Christians have a great advantage over others regarding the certainty of future hope. The end of life's calling marks the beginning of eternity with Christ. Crowns and thrones await us.
 
John 17 is one of my favorite chapters in the New Testament. In contains the high priestly prayer that Jesus offered to the Father before His death and resurrection. In the third through fifth verses we find the most complete expression of an accomplished life purpose that has ever been recorded. Jesus, the Man of Destiny, near the end of His life, uttered these words:
 
"And this is eternal life: that people know you, the only true God, and that they know Jesus Christ, the One you sent. Having finished the work you gave me to do, I brought you glory on earth. And now, Father, give me glory with you; give me the glory I had with you before the world was made."
 
Notice the three key elements of destiny that are found in Jesus' greatest and longest prayer:

1. I finished the work you gave me to do--the present. 

2. And now, Father, give me glory with you--the future.

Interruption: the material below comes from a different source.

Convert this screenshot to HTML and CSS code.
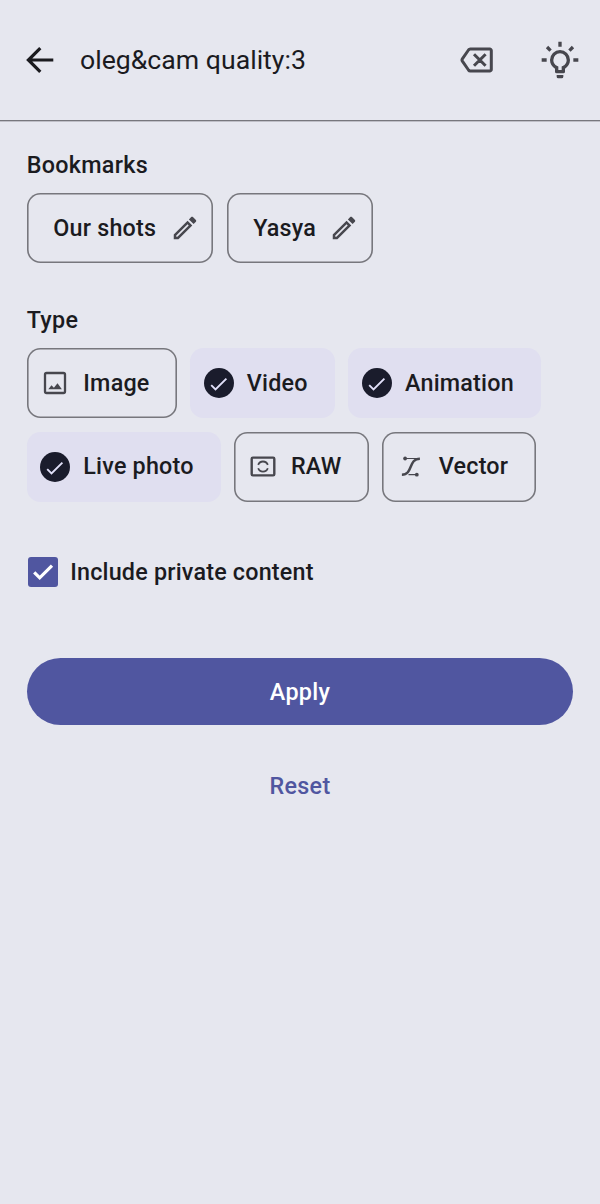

3. Give me the glory I had with you before the world was made--the past.
 
Jesus knew where He was from. We can know also. Jesus knew why He was born. God has a plan for us too. Jesus knew where He was going. Our future is equally certain in heaven--after our "job" is done.

We can be encouraged that Jesus doesn't leave us to work this all out on our own. Rather, the power for success comes from the fact that, as the Apostle Paul said: "I do not live anymore--it is Christ who lives in me. I still live in my body, but I live by faith in the Son of God who loved me and gave himself to save me" (Galatians 2:20).  We can't do it on our own. But with Jesus in our lives, may we also be able to confidently say someday, "I finished the work You gave me to do. I brought You glory on earth."

Be like Jesus. Know where you're from, find out why you're here, and know where you're going. That the secret to living your dream in difficult times.